The Fates | Teen Ink

The Fates

March 14, 2009
By Diane Smith SILVER, Bowler, Wisconsin
Diane Smith SILVER, Bowler, Wisconsin
5 articles 0 photos 0 comments

The Fates. They were Mr. Banner's favorite Greek myth of all time. He spat out information about the three crone-like goddesses, as if failure to tell the class every last thing about them would bring down the wrath of Zeus himself.

Students watched the clock, never blinking only watching, counting the seconds until the bell rang One hundred twenty-two, one hundred twenty-one.

Mr. Banner continued to drone on watching the clock as fervently as his students but in dread not anticipation. He spoke faster, his words became a jumbled mess. The middle-aged man had never been so nervous before in his life. He stuttered and appeared to drop fifty of his IQ points in his nervousness.

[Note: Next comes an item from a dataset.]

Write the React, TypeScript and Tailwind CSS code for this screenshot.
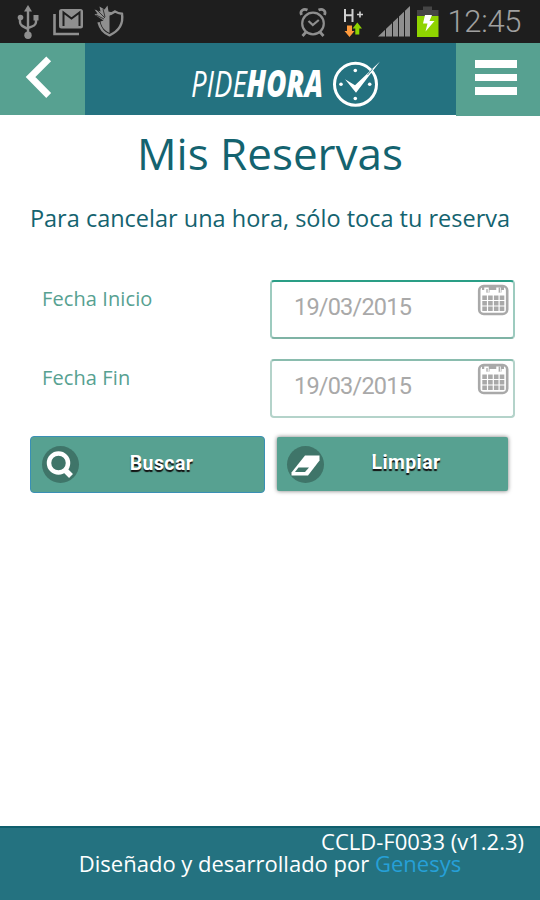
import { ReactNode } from "react";

function StatusBar() {
  return (
    <div className="h-[43px] w-full bg-[#1e1e1e] flex items-center justify-between">
      <svg width="130" height="43" viewBox="0 0 130 43" fill="none">
        {/* usb */}
        <g stroke="#8f8f8f" strokeWidth="2.4">
          <path d="M28 8v28M20 18v4c0 3 2 4 8 7M36 18v4c0 3-2 4-8 6" />
        </g>
        <path d="M28 5l4 6.500h-8z" fill="#8f8f8f" />
        <circle cx="20.5" cy="17.500" r="2.800" fill="#8f8f8f" />
        <rect x="33.500" y="15" width="5" height="5.500" fill="#8f8f8f" />
        <circle cx="28" cy="35.200" r="3.700" fill="#8f8f8f" />
        {/* mail */}
        <path d="M54.500 14v20H79" stroke="#8f8f8f" strokeWidth="2.600" />
        <rect x="59" y="9" width="24" height="19.500" rx="2.500" fill="#8f8f8f" />
        <path
          d="M63.500 26V12.500l8 6 8-6V26"
          stroke="#1e1e1e"
          strokeWidth="2"
        />
        {/* shield */}
        <path
          d="M108 14.500c3-.5 5-1.500 7-3 2.500 1.500 4.500 2 7 2.300 1.500 10-3.500 17.500-12.500 21.500-6-2-9.500-7-11-13"
          stroke="#8f8f8f"
          strokeWidth="2.400"
        />
        <path
          d="M109.500 33c-5-2.500-8-6-9-11.500l3-1-9-6 3-1-3-4 6 2-1-5 5 3 3-4 1 6 4 1-3 3z"
          fill="#8f8f8f"
        />
        <path d="M97 10l8 8M103 9l2 8M96 15l8 4" stroke="#1e1e1e" strokeWidth=".8" />
      </svg>
      <svg width="250" height="43" viewBox="290 0 250 43" fill="none">
        {/* alarm */}
        <circle cx="313" cy="23.500" r="10.800" stroke="#8f8f8f" strokeWidth="2.200" />
        <path d="M308.500 21l4.300 4 6-5" stroke="#8f8f8f" strokeWidth="2.200" />
        <path
          d="M301.500 15c-2-4 2-7 6-5M324.500 15c2-4-2-7-6-5M306 32l-3.500 4M320 32l3.500 4"
          stroke="#8f8f8f"
          strokeWidth="2.700"
        />
        {/* data */}
        <path d="M345 9v13M352.500 9v13M345 15.300h7.500" stroke="#d0d0d0" strokeWidth="2" />
        <path d="M360 11.500v6M357 14.500h6" stroke="#d0d0d0" strokeWidth="1.600" />
        <path d="M347 25.500h5v5.500h2.500l-5 6-5-6h2.500z" fill="#ff9a3c" />
        <path d="M355.300 34.500h4v-6h2.700l-4.700-6-4.700 6h2.700z" fill="#8fd400" />
        {/* signal */}
        <path d="M378 36.500L410 6v30.500z" fill="#8f8f8f" />
        <path
          d="M385.500 8v30M392.500 8v30M398.500 8v30M404.500 5v32"
          stroke="#1e1e1e"
          strokeWidth="1"
        />
        {/* battery */}
        <path d="M417 16v-6h6V6.500h9V10h6.500v6z" fill="#454545" />
        <rect x="417" y="16" width="21.500" height="21" fill="#8fd400" />
        <path d="M425 15h7l-2.500 6h5L425.500 31.500l2-8H423z" fill="#fff" />
        <text
          x="447.500"
          y="32"
          textLength="74"
          fontSize="31"
          fontWeight="300"
          fill="#a0a0a0"
          className="font-['Roboto',sans-serif]"
        >
          12:45
        </text>
      </svg>
    </div>
  );
}

function Logo() {
  return (
    <svg
      width="200"
      height="60"
      viewBox="185 50 200 60"
      fill="none"
      className="font-['Open_Sans',sans-serif] italic"
    >
      <text
        x="191"
        y="96.500"
        textLength="132"
        lengthAdjust="spacingAndGlyphs"
        fontSize="37"
        fill="#fff"
      >
        PIDE<tspan fontWeight="800">HORA</tspan>
      </text>
      <circle cx="355.500" cy="84.300" r="21" stroke="#fff" strokeWidth="3" />
      <path d="M380 61.500L356 92.800l-11-13.500 10 6z" fill="#fff" />
      <path d="M367.500 75L372.500 69" stroke="#247280" strokeWidth=".8" />
      <circle cx="355.300" cy="70.500" r="1.800" fill="#fff" />
      <circle cx="355.300" cy="98.500" r="1.800" fill="#fff" />
      <circle cx="341" cy="84.300" r="1.800" fill="#fff" />
      <circle cx="369.700" cy="84.300" r="1.800" fill="#fff" />
    </svg>
  );
}

function Header() {
  return (
    <div className="flex h-[72px] bg-[#247280]">
      <button className="w-[85px] h-[72px] bg-[#57a191]">
        <svg width="85" height="72" viewBox="0 43 85 72" fill="none">
          <path d="M48.700 58.800L30.500 77l18.200 18.500" stroke="#fff" strokeWidth="6.800" />
        </svg>
      </button>
      <div className="flex-1 pt-[7px] pl-[100px]">
        <Logo />
      </div>
      <button className="w-[84px] h-[73px] bg-[#57a191] flex flex-col items-center gap-[6px] pt-[17px] pr-1">
        <span className="w-[42px] h-[7.500px] bg-white" />
        <span className="w-[42px] h-[7.500px] bg-white" />
        <span className="w-[42px] h-[7.500px] bg-white" />
      </button>
    </div>
  );
}

function CalendarIcon() {
  const cols = [483.5, 489.3, 495.1, 500.9];
  const rows = [297.5, 303, 308.5];
  return (
    <svg width="32" height="32" viewBox="476 284 32 32" fill="none">
      <rect x="478.200" y="286" width="28" height="28" rx="4.500" fill="#fff" stroke="#a9a9a9" strokeWidth="2.600" />
      <path d="M481 286h22v4h-2.500v2.500h-3V290h-9v2.500h-3V290H481z" fill="#a9a9a9" />
      <path d="M485.500 287.500v5M497.500 287.500v5" stroke="#fff" strokeWidth="4.500" />
      <path d="M486 289v3.500M498.300 287.500v5" stroke="#a9a9a9" strokeWidth="1.300" />
      {rows.map((y) =>
        cols.map((x) => (
          <rect key={`${x}-${y}`} x={x - 2.2} y={y - 2} width="4.600" height="4.500" fill="#a9a9a9" />
        ))
      )}
    </svg>
  );
}

function DateRow({
  label,
  value,
  active,
}: {
  label: string;
  value: string;
  active?: boolean;
}) {
  return (
    <div className="flex justify-between h-[59px] pl-[42px] pr-[25px]">
      <label className="text-[20px] leading-[27px] pt-[5px] tracking-[0.1px] text-[#57a191]">
        {label}
      </label>
      <div
        className={`w-[245px] h-[59px] rounded-[4px] border-2 flex justify-between pl-[22px] pr-[4px] ${
          active
            ? "border-[#9dcbbf] border-t-[#2a9e86] border-b-[#7fb3a5]"
            : "border-[#b4d3ca] border-t-[#8abcae]"
        }`}
      >
        <span className="font-['Roboto',sans-serif] text-[23.5px] leading-[28px] pt-[11px] tracking-[-0.8px] text-[#a9a9a9]">
          {value}
        </span>
        <span className="pt-[2px]">
          <CalendarIcon />
        </span>
      </div>
    </div>
  );
}

function ActionButton({
  label,
  icon,
  className,
}: {
  label: string;
  icon: ReactNode;
  className: string;
}) {
  return (
    <button className={`bg-[#57a191] flex items-center ${className}`}>
      <span className="size-[37px] rounded-full bg-[#3f7569] shrink-0">{icon}</span>
      <span className="flex-1 text-center font-['Roboto',sans-serif] font-bold text-[19.5px] leading-[24px] pb-[2px] tracking-[0.4px] text-white [text-shadow:0_2px_1px_#111]">
        {label}
      </span>
    </button>
  );
}

export default function App() {
  return (
    <div className="w-[540px] h-[900px] flex flex-col bg-white overflow-hidden font-['Open_Sans',sans-serif]">
      <StatusBar />
      <Header />
      <main className="flex-1">
        <h1 className="text-center text-[44px] leading-[60px] mt-[8px] text-[#14636f]">
          Mis Reservas
        </h1>
        <p className="text-center text-[23.5px] leading-[32px] mt-[19px] whitespace-nowrap text-[#14636f]">
          Para cancelar una hora, sólo toca tu reserva
        </p>
        <div className="flex flex-col gap-[20px] mt-[46px]">
          <DateRow label="Fecha Inicio" value="19/03/2015" active />
          <DateRow label="Fecha Fin" value="19/03/2015" />
        </div>
        <div className="flex mt-[18px] pl-[30px] gap-[12px]">
          <ActionButton
            label="Buscar"
            className="w-[235px] h-[57px] rounded-[4px] border border-[#3a8fb5] pl-[11px] pr-[20px]"
            icon={
              <svg width="37" height="37" viewBox="0 0 37 37" fill="none">
                <circle cx="16.500" cy="17" r="9.500" stroke="#fff" strokeWidth="4.500" />
                <path d="M23 24l6 6" stroke="#fff" strokeWidth="5.500" />
              </svg>
            }
          />
          <ActionButton
            label="Limpiar"
            className="w-[231px] h-[54px] mt-[1px] rounded-[2px] shadow-[0_0_4px_#777] pl-[10px] pr-[20px]"
            icon={
              <svg width="37" height="37" viewBox="0 0 37 37" fill="none">
                <path d="M18 9.500h14.500v5L21 29.500H4.500v-3z" fill="#fff" />
                <path d="M11.500 21.500H22l-4 4.500H8z" fill="#3f7569" />
              </svg>
            }
          />
        </div>
      </main>
      <footer className="h-[74px] bg-[#247280] border-t-2 border-[#0f5f6d] text-[22px] leading-[22px] text-white whitespace-nowrap">
        <p className="text-right pr-[16px] pt-[2px]">CCLD-F0033 (v1.2.3)</p>
        <p className="text-center">
          Diseñado y desarrollado por <span className="text-[#26a0d8]">Genesys</span>
        </p>
      </footer>
    </div>
  );
}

To soon for Mr. Banner, and not nearly soon enough for his students, the bell rang. The anxious high school students ran from the room as if they were being released from death by electrocution.

The classroom was empty, utterly bereft of any life. Except for the lone teacher who stood defeated at the front of his classroom. Staring at a table in the back row. Like the last mourner left at a loved ones grave.

Suddenly in a puff of wispy smoke three crones appeared at the table towards which he stared. They looked fragile As if they should be lying in a hospital bed instead of smiling evilly at Mr. Banner.

Their cloaks, leather sandals and wispy gray hair looked out of place by Mr. Banner and his trousers, blue dress shirt and shoes. They appeared so outdated in a room filled with globes, papers and posters of historical sites around the world.

As a group the old women moved forward and eventually they found themselves in front of a diorama of the Parthenon. Here they truly appeared to belong.
'More time, I just need more time,' Mr. Banner mumbled too quietly for anyone other than these three strange women to have heard. There in the middle of the women stood one who was rather short and squat. She was the leader.

From the folds of her heavy cloak she drew a pair of scissors. Like her they were old and decrepit, except the thin slice of blade that shone like the stars.

The last thing Mr. Banner saw was the smile on the short woman's face as she brought up the scissors to cut the thread now stretched tightly before her, and then Mr. Banner as he knew himself was no more.